Transfer of part of land — Retained land becoming landlocked — Claimant denied access to highway — Whether claimant entitled to way of necessity over land transferred — Appeal dismissed
The appellant owned 525m2 of land to the north of the A24 highway (the red land). The respondent council were the registered proprietors of 3,237m2 of land to the north of, and immediately adjacent to, the red land (the green land). To the west and east of the red land, lay land that belonged to third parties, over which the appellant had no legal right of way.
The red and green lands were originally in common ownership and accessed by a road known as High Path. However, when the green land was sold, the red land became landlocked unless access could be gained from the highway.

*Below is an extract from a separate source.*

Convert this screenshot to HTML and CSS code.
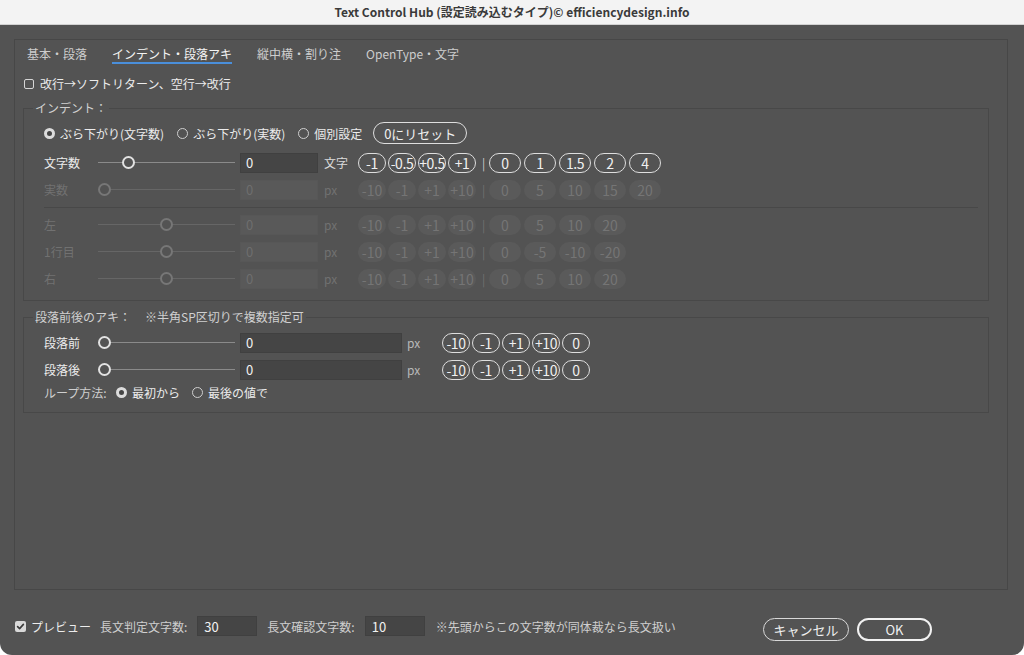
FILE: index.html
```html
<!DOCTYPE html>
<html lang="ja">
<head>
    <meta charset="UTF-8">
    <title>Text Control Hub</title>
    <link rel="stylesheet" href="styles.css">
</head>
<body>
    <div class="window">
        <div class="titlebar">Text Control Hub (設定読み込むタイプ)© efficiencydesign.info</div>

        <div class="content">
            <div class="panel">
                <div class="tabs">
                    <span class="tab">基本・段落</span>
                    <span class="tab active">インデント・段落アキ</span>
                    <span class="tab">縦中横・割り注</span>
                    <span class="tab">OpenType・文字</span>
                </div>

                <div class="check-row">
                    <span class="checkbox"></span>
                    <span>改行→ソフトリターン、空行→改行</span>
                </div>

                <fieldset class="group indent">
                    <legend>インデント：</legend>

                    <div class="radio-row">
                        <span class="radio on"></span><span class="radio-text">ぶら下がり(文字数)</span>
                        <span class="radio"></span><span class="radio-text">ぶら下がり(実数)</span>
                        <span class="radio"></span><span class="radio-text">個別設定</span>
                        <button class="reset">0にリセット</button>
                    </div>

                    <div class="row">
                        <span class="label">文字数</span>
                        <div class="slider"><span class="knob" style="left: 24px"></span></div>
                        <input class="field" type="text" value="0">
                        <span class="unit">文字</span>
                        <button class="pill">-1</button>
                        <button class="pill">-0.5</button>
                        <button class="pill">+0.5</button>
                        <button class="pill">+1</button>
                        <span class="sep">|</span>
                        <button class="pill wide">0</button>
                        <button class="pill wide">1</button>
                        <button class="pill wide">1.5</button>
                        <button class="pill wide">2</button>
                        <button class="pill wide">4</button>
                    </div>

                    <div class="row off">
                        <span class="label">実数</span>
                        <div class="slider"><span class="knob" style="left: 0px"></span></div>
                        <input class="field" type="text" value="0" disabled>
                        <span class="unit">px</span>
                        <button class="pill">-10</button>
                        <button class="pill">-1</button>
                        <button class="pill">+1</button>
                        <button class="pill">+10</button>
                        <span class="sep">|</span>
                        <button class="pill wide">0</button>
                        <button class="pill wide">5</button>
                        <button class="pill wide">10</button>
                        <button class="pill wide">15</button>
                        <button class="pill wide">20</button>
                    </div>

                    <div class="divider"></div>

                    <div class="row off">
                        <span class="label">左</span>
                        <div class="slider"><span class="knob" style="left: 62px"></span></div>
                        <input class="field" type="text" value="0" disabled>
                        <span class="unit">px</span>
                        <button class="pill">-10</button>
                        <button class="pill">-1</button>
                        <button class="pill">+1</button>
                        <button class="pill">+10</button>
                        <span class="sep">|</span>
                        <button class="pill wide">0</button>
                        <button class="pill wide">5</button>
                        <button class="pill wide">10</button>
                        <button class="pill wide">20</button>
                    </div>

                    <div class="row off">
                        <span class="label">1行目</span>
                        <div class="slider"><span class="knob" style="left: 62px"></span></div>
                        <input class="field" type="text" value="0" disabled>
                        <span class="unit">px</span>
                        <button class="pill">-10</button>
                        <button class="pill">-1</button>
                        <button class="pill">+1</button>
                        <button class="pill">+10</button>
                        <span class="sep">|</span>
                        <button class="pill wide">0</button>
                        <button class="pill wide">-5</button>
                        <button class="pill wide">-10</button>
                        <button class="pill wide">-20</button>
                    </div>

                    <div class="row off">
                        <span class="label">右</span>
                        <div class="slider"><span class="knob" style="left: 62px"></span></div>
                        <input class="field" type="text" value="0" disabled>
                        <span class="unit">px</span>
                        <button class="pill">-10</button>
                        <button class="pill">-1</button>
                        <button class="pill">+1</button>
                        <button class="pill">+10</button>
                        <span class="sep">|</span>
                        <button class="pill wide">0</button>
                        <button class="pill wide">5</button>
                        <button class="pill wide">10</button>
                        <button class="pill wide">20</button>
                    </div>
                </fieldset>

                <fieldset class="group para">
                    <legend>段落前後のアキ：<span class="note">※半角SP区切りで複数指定可</span></legend>

                    <div class="row">
                        <span class="label">段落前</span>
                        <div class="slider"><span class="knob" style="left: 0px"></span></div>
                        <input class="field long" type="text" value="0">
                        <span class="unit px">px</span>
                        <button class="pill">-10</button>
                        <button class="pill">-1</button>
                        <button class="pill">+1</button>
                        <button class="pill">+10</button>
                        <button class="pill">0</button>
                    </div>

                    <div class="row">
                        <span class="label">段落後</span>
                        <div class="slider"><span class="knob" style="left: 0px"></span></div>
                        <input class="field long" type="text" value="0">
                        <span class="unit px">px</span>
                        <button class="pill">-10</button>
                        <button class="pill">-1</button>
                        <button class="pill">+1</button>
                        <button class="pill">+10</button>
                        <button class="pill">0</button>
                    </div>

                    <div class="loop-row">
                        <span class="loop-label">ループ方法:</span>
                        <span class="radio on"></span><span class="radio-text">最初から</span>
                        <span class="radio"></span><span class="radio-text">最後の値で</span>
                    </div>
                </fieldset>
            </div>

            <div class="footer">
                <div class="options">
                    <span class="checkbox checked">
                        <svg viewBox="0 0 11 11" width="11" height="11"><path d="M2.6 5.6 L4.6 7.6 L8.4 3.4" fill="none" stroke="#3a3a3a" stroke-width="1.6" stroke-linecap="round" stroke-linejoin="round"/></svg>
                    </span>
                    <span class="preview">プレビュー</span>
                    <span class="opt-label">長文判定文字数:</span>
                    <input class="field short" type="text" value="30">
                    <span class="opt-label">長文確認文字数:</span>
                    <input class="field short" type="text" value="10">
                    <span class="opt-note">※先頭からこの文字数が同体裁なら長文扱い</span>
                </div>
                <div class="actions">
                    <button class="btn">キャンセル</button>
                    <button class="btn ok">OK</button>
                </div>
            </div>
        </div>
    </div>
</body>
</html>
```

FILE: styles.css
```css
* {
    box-sizing: border-box;
}

body {
    margin: 0;
    background: #ffffff;
    font-family: "Noto Sans CJK JP", sans-serif;
    font-size: 12px;
    color: #e6e6e6;
}

button,
input {
    font-family: inherit;
    font-size: 12px;
    margin: 0;
    padding: 0;
}

.window {
    width: 1024px;
    height: 655px;
    background: #535353;
    border-radius: 0 0 12px 12px;
    overflow: hidden;
    display: flex;
    flex-direction: column;
}

.titlebar {
    height: 25px;
    flex: none;
    background: #f3f3f3;
    border-bottom: 1px solid #d2d2d2;
    color: #3a3a3a;
    font-weight: 700;
    line-height: 24px;
    text-align: center;
}

.content {
    padding: 14px 16px 0 14px;
}

.panel {
    height: 551px;
    border: 1px solid #474747;
}

/* tabs */
.tabs {
    display: flex;
    gap: 25px;
    height: 24px;
    padding: 5px 0 0 12px;
}

.tab {
    line-height: 17px;
    color: #cdcdcd;
    border-bottom: 2px solid transparent;
}

.tab.active {
    color: #f4f4f4;
    border-bottom-color: #4a8fdb;
}

.check-row {
    display: flex;
    align-items: center;
    margin: 11px 0 0 9px;
    line-height: 17px;
    color: #ececec;
}

.checkbox {
    width: 10px;
    height: 10px;
    border: 1px solid #d6d6d6;
    border-radius: 2px;
    margin-right: 6px;
}

.checkbox.checked {
    width: 11px;
    height: 11px;
    border: none;
    background: #d9d9d9;
    display: flex;
}

/* groups */
.group {
    margin: 8px 18px 0 8px;
    border: 1px solid #484848;
    padding: 6px 10px 8px 20px;
    min-width: 0;
}

.group legend {
    margin-left: -11px;
    padding: 0 2px;
    line-height: 16px;
    color: #d0d0d0;
}

.group .note {
    margin-left: 14px;
}

.para {
    padding-top: 4px;
    padding-bottom: 11px;
}

.radio-row,
.loop-row {
    display: flex;
    align-items: center;
    height: 22px;
}

.radio {
    width: 11px;
    height: 11px;
    border: 1px solid #cfcfcf;
    border-radius: 50%;
    margin-right: 5px;
    flex: none;
}

.radio.on {
    border: 3px solid #dcdcdc;
    background: #444444;
}

.radio-text {
    margin-right: 13px;
    color: #ececec;
}

.reset {
    width: 94px;
    height: 22px;
    border: 1px solid #dedede;
    border-radius: 11px;
    background: transparent;
    color: #f0f0f0;
    font-size: 13px;
    margin-left: -2px;
}

.row {
    display: flex;
    align-items: center;
    height: 27px;
}

.radio-row + .row {
    margin-top: 5px;
}

.label {
    width: 54px;
    flex: none;
    color: #ececec;
}

.slider {
    position: relative;
    width: 137px;
    height: 13px;
    flex: none;
}

.slider::before {
    content: "";
    position: absolute;
    left: 0;
    right: 0;
    top: 6px;
    height: 1px;
    background: #8a8a8a;
}

.knob {
    position: absolute;
    top: 0;
    width: 13px;
    height: 13px;
    border: 2px solid #e2e2e2;
    border-radius: 50%;
    background: #535353;
}

.field {
    width: 78px;
    height: 20px;
    margin-left: 5px;
    padding-left: 5px;
    background: #454545;
    border: 1px solid #404040;
    color: #f2f2f2;
    font-size: 13px;
    outline: none;
}

.field.long {
    width: 162px;
}

.field.short {
    width: 60px;
    margin: 0 10px 0 0;
    padding-left: 6px;
}

.unit {
    width: 34px;
    margin-left: 6px;
    flex: none;
    color: #dcdcdc;
}

.unit.px {
    width: 35px;
    margin-left: 5px;
    color: #b8b8b8;
}

.pill {
    width: 28px;
    height: 20px;
    margin-right: 2px;
    flex: none;
    border: 1px solid #dedede;
    border-radius: 10px;
    background: transparent;
    color: #f0f0f0;
    font-size: 14px;
    white-space: nowrap;
    overflow: visible;
    display: flex;
    align-items: center;
    justify-content: center;
    letter-spacing: -0.4px;
}

.pill.wide {
    width: 32px;
    margin-right: 3px;
}

.sep {
    width: 11px;
    text-align: center;
    color: #cfcfcf;
}

/* disabled rows */
.row.off .label,
.row.off .unit,
.row.off .sep {
    color: #717171;
}

.row.off .slider::before {
    background: #666666;
}

.row.off .knob {
    border-color: #777777;
}

.row.off .field {
    background: #595959;
    border-color: #575757;
    color: #6e6e6e;
}

.row.off .pill {
    border-color: transparent;
    background: #5a5a5a;
    color: #757575;
    letter-spacing: 0;
}

.divider {
    height: 1px;
    margin: 4px 0 3px 0;
    background: #484848;
}

.loop-row {
    height: 18px;
}

.loop-label {
    width: 72px;
    color: #cfcfcf;
}

.loop-row .radio-text {
    margin-right: 12px;
}

/* footer */
.footer {
    display: flex;
    align-items: flex-start;
    padding: 0 76px 0 1px;
}

.options {
    display: flex;
    align-items: center;
    height: 20px;
    margin-top: 26px;
}

.options .checkbox {
    margin-right: 5px;
}

.preview {
    margin-right: 9px;
    color: #ececec;
}

.opt-label {
    margin-right: 10px;
    color: #cfcfcf;
}

.opt-note {
    margin-left: 1px;
    color: #cfcfcf;
}

.actions {
    display: flex;
    margin-left: auto;
    margin-top: 28px;
}

.btn {
    width: 86px;
    height: 23px;
    border: 1px solid #d8d8d8;
    border-radius: 12px;
    background: transparent;
    color: #f0f0f0;
    font-size: 13px;
}

.btn.ok {
    width: 75px;
    margin-left: 8px;
    border: 2px solid #f2f2f2;
}
```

The appellant wished to develop the red land and, in 2001, applied for planning permission for a petrol station and car wash facing onto, and with access from, the highway. It appeared from correspondence that the respondents might have been willing to grant permission for access from the red land to the highway but, following consultation with Transport for London, it was decided that planning permission would probably not be granted.
Consequently, the appellant had no legally enforceable right of access. The transfer of the green land was in simple form and contained no express reservation of an easement in favour of the red land. Without this, the red land remained landlocked. The appellant argued that a reservation of way of necessity should be implied.
The judge at first instance dismissed the appellant’s claim to an easement of necessity over the green land to High Path: see [2006] EWHC 1075 (Ch); [2006] 2 EGLR 1; [2006] 29 EG 134. The appellant appealed.
Held: The appeal was dismissed.
An easement of necessity was to be implied from the circumstances of a grant of land and was not a free-standing rule of public policy. The classic case of an easement of necessity was where the land of one party to a grant was entirely surrounded by the land of the other. As between the two of them, it was not difficult to infer that the landlocked property of either party was intended to have some form of access over the surrounding land. However, the issues became more complex as one moved away from that simple bipartite model to one where the surrounding land was shared with strangers to the grant.
Where alternative access over the land of third parties was a possibility, the case for an easement of necessity was much less clear. There was no reason to assume that the same rule should apply to the grantor and the grantee. In that context, the presumption of non-derogation from grant would work in favour of the grantee but against the grantor. Further, the grantee might also be able to rely upon other forms of implied right that were not available to the grantor.
When considering the possibilities of alternative access over the land of third parties, the grantee’s normal expectation was that access, if not otherwise available, would be allowed as an incident to the grant and would be provided by the grantor over land within its control. Where the roles were reversed, the grantor had no equivalent expectation. The presumption was that any rights that it required over the land transferred would have been expressly reserved in the grant, and the burden was on the grantor to establish an exception: Wheeldon v Burrows (1879) 12 ChD 31; Nickerson v Barraclough [1981] Ch 426; Manjang v Drammeh (1991) 61 P&CR 194 considered.
Accordingly, in the present case, the appellant was not entitled to an easement of necessity by operation of law, regardless of the existence of possible alternatives over the land of third parties. Furthermore, on the facts, the judge’s conclusion that the appellant had no right of way over the respondent’s land would be upheld.
Ian Partridge (instructed by Barrea & Co, of High Wycombe) appeared for the appellant; Jonathan Small QC (instructed by the legal department of London Borough of Merton) appeared for the respondents.